4. wgsim, which simulates short reads from a sequence. At this point, mixnmatch has turned a set of population genetic parameters into fasta files. That is pretty cool.

On the one hand, building on tried and true tools seems to be the right thing to do, less wheel-reinventing. It’s great that the phylogenetic simulator Seq-Gen from 1997 can be used in a paper published in 2020. On the other hand, looking at the dependencies for running mixnmatch made me a little pale: seven different bioinformatics or population genetics softwares (not including the dependencies you need to compile them), R, Perl and Python plus Biopython. Computational genetics is an adventure of software installation.

They use the simulator to test the performance of a hidden Markov model for inferring local ancestry (Corbett-Detig & Nielsen 2017) with different population histories and settings, and then apply it to swordtail fish data. In particular, one needs to set thresholds for picking ”ancestry informative” (i.e. sufficiently differentiated) markers between the ancestral populations, and that depends on population history and diversity.

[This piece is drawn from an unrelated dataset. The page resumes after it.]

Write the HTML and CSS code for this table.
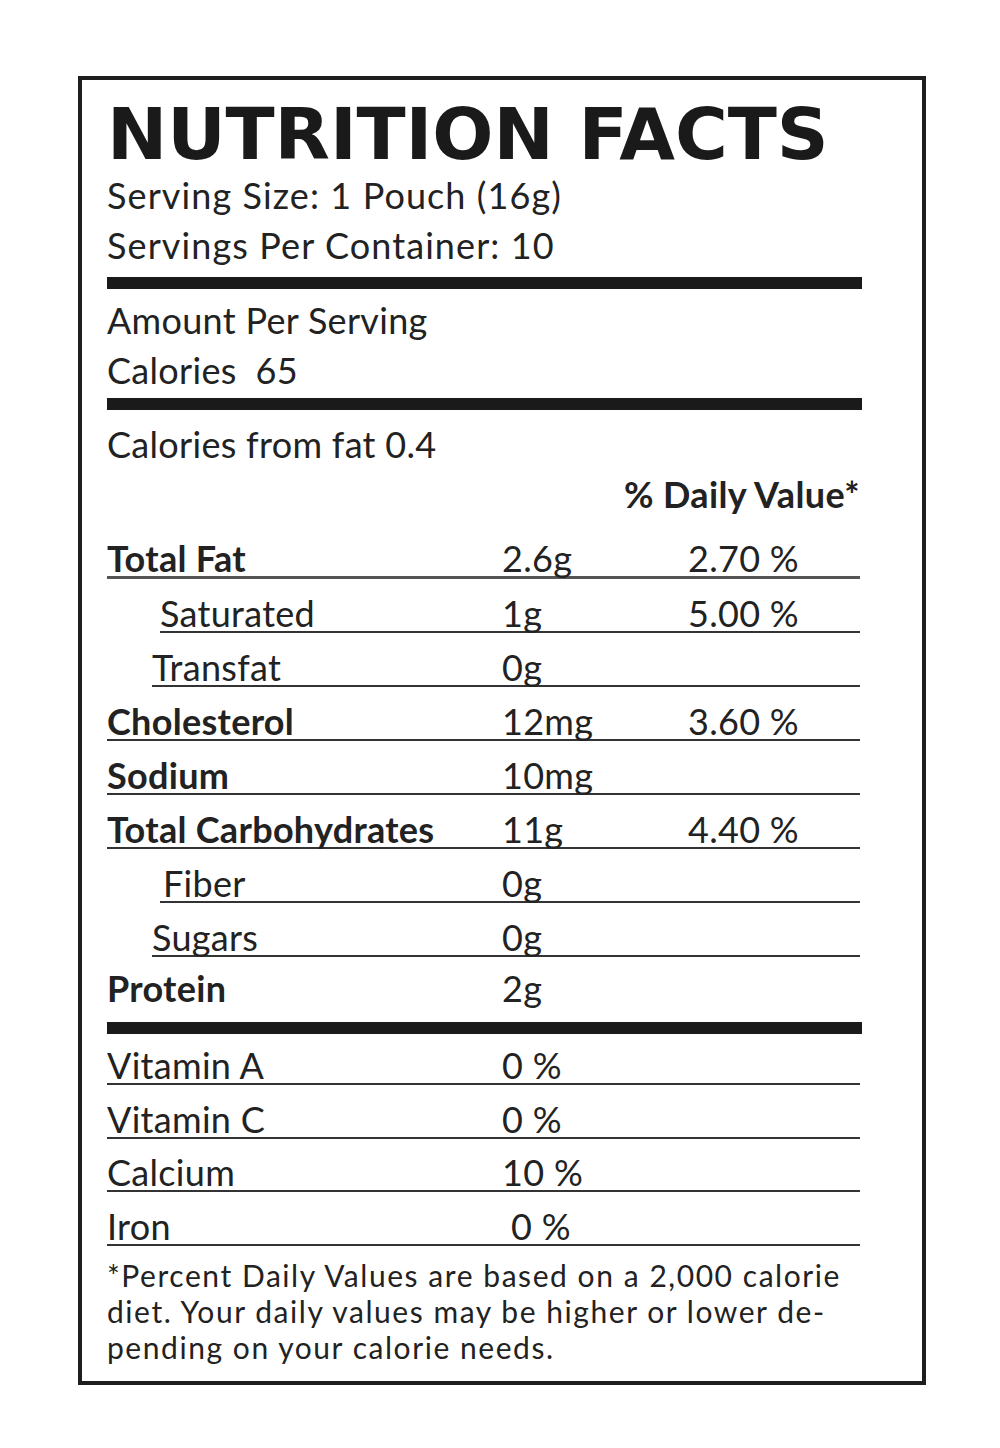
FILE: index.html
```html
<!DOCTYPE html>
<html>
<head>
<meta charset="utf-8">
<link rel="stylesheet" href="styles.css">
</head>
<body>
<div class="label">
  <h1 class="title">NUTRITION FACTS</h1>
  <div class="line line-top">Serving Size: 1 Pouch (16g)</div>
  <div class="line line-top">Servings Per Container: 10</div>
  <div class="bar bar-1"></div>
  <div class="line line-amount">Amount Per Serving</div>
  <div class="line">Calories&nbsp; 65</div>
  <div class="bar bar-2"></div>
  <div class="line line-fat">Calories from fat 0.4</div>
  <div class="dv-head">% Daily Value*</div>

  <div class="row bold first"><span>Total Fat</span><span>2.6g</span><span>2.70 %</span></div>
  <div class="row indent-a"><span>Saturated</span><span>1g</span><span>5.00 %</span></div>
  <div class="row indent-b"><span>Transfat</span><span>0g</span><span></span></div>
  <div class="row bold"><span>Cholesterol</span><span>12mg</span><span>3.60 %</span></div>
  <div class="row bold"><span>Sodium</span><span>10mg</span><span></span></div>
  <div class="row bold"><span>Total Carbohydrates</span><span>11g</span><span>4.40 %</span></div>
  <div class="row indent-c"><span>Fiber</span><span>0g</span><span></span></div>
  <div class="row indent-b"><span>Sugars</span><span>0g</span><span></span></div>
  <div class="row bold protein"><span>Protein</span><span>2g</span><span></span></div>

  <div class="bar bar-3"></div>

  <div class="row vit first-vit"><span>Vitamin A</span><span>0 %</span><span></span></div>
  <div class="row vit"><span>Vitamin C</span><span>0 %</span><span></span></div>
  <div class="row vit"><span>Calcium</span><span>10 %</span><span></span></div>
  <div class="row vit"><span>Iron</span><span class="iron-val">0 %</span><span></span></div>

  <p class="note">*Percent Daily Values are based on a 2,000 calorie<br>diet. Your daily values may be higher or lower de-<br>pending on your calorie needs.</p>
</div>
</body>
</html>
```
FILE: styles.css
```css
html, body {
  margin: 0;
  padding: 0;
  background: #ffffff;
}

body {
  font-family: Lato, "Open Sans", sans-serif;
  color: #222222;
}

.label {
  box-sizing: border-box;
  margin: 76px 0 0 78px;
  width: 848px;
  border: 4px solid #1e1e1e;
  padding: 18px 60px 16px 25px;
}

.title {
  margin: 0;
  font-family: "DejaVu Sans", sans-serif;
  font-weight: 900;
  font-size: 72px;
  line-height: 72px;
  height: 72px;
  color: #1a1a1a;
  letter-spacing: -0.1px;
  white-space: nowrap;
}

.line {
  font-size: 36px;
  line-height: 50px;
  height: 50px;
  letter-spacing: 0.3px;
  white-space: nowrap;
}

.line-top {
  letter-spacing: 1.1px;
}

.bar {
  height: 12px;
  background: #1a1a1a;
}

.bar-1 { margin: 7px 0 0; }
.bar-2 { margin: 3px 0 0; }
.bar-3 { margin: 16px 0 0; }

.line-amount { margin-top: 6px; }
.line-fat { margin-top: 9px; }

.dv-head {
  font-size: 36px;
  font-weight: bold;
  line-height: 50px;
  height: 50px;
  letter-spacing: 0.4px;
  text-align: right;
  padding-right: 2px;
  white-space: nowrap;
}

.row {
  --indent: 0px;
  box-sizing: border-box;
  display: grid;
  grid-template-columns: calc(395px - var(--indent)) 186px 1fr;
  align-items: end;
  height: 54px;
  margin-left: var(--indent);
  margin-right: 2px;
  border-bottom: 2px solid #333333;
  font-size: 36px;
  line-height: 1;
  letter-spacing: 0.3px;
  white-space: nowrap;
}

.row > span { display: block; }

.row.first { margin-top: 6px; border-bottom-width: 3px; border-bottom-color: #555555; }

.row.bold > span:first-child { font-weight: bold; }

.indent-a { --indent: 53px; }
.indent-b { --indent: 45px; }
.indent-c { --indent: 53px; }
.indent-c > span:first-child { padding-left: 3px; }

.row.protein {
  height: 49px;
  border-bottom: none;
}

.row.first-vit { height: 51px; }
.row.vit + .row.vit { height: 53.5px; }

.iron-val { padding-left: 9px; }

.note {
  margin: 11px 0 0;
  font-size: 30px;
  line-height: 36px;
  letter-spacing: 1.55px;
  white-space: nowrap;
}
```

In passing, they use the estimate the swordtail recombination landscape:

We used the locations of observed ancestry transitions in 139 F2 hybrids that we generated between X. birchmanni and X. malinche … to estimate the recombination rate in 5 Mb windows. … We compared inferred recombination rates in this F2 map to a linkage disequilibrium based recombination map for X. birchmanni that we had previously generated (Schumer et al., 2018). As expected, we observed a strong correlation in estimated recombination rate between the linkage disequilibrium based and crossover maps (R=0.82, Figure 4, Supporting Information 8). Simulations suggest that the observed correlation is consistent with the two recombination maps being indistinguishable, given the low resolution of the F2 map (Supporting Information 8).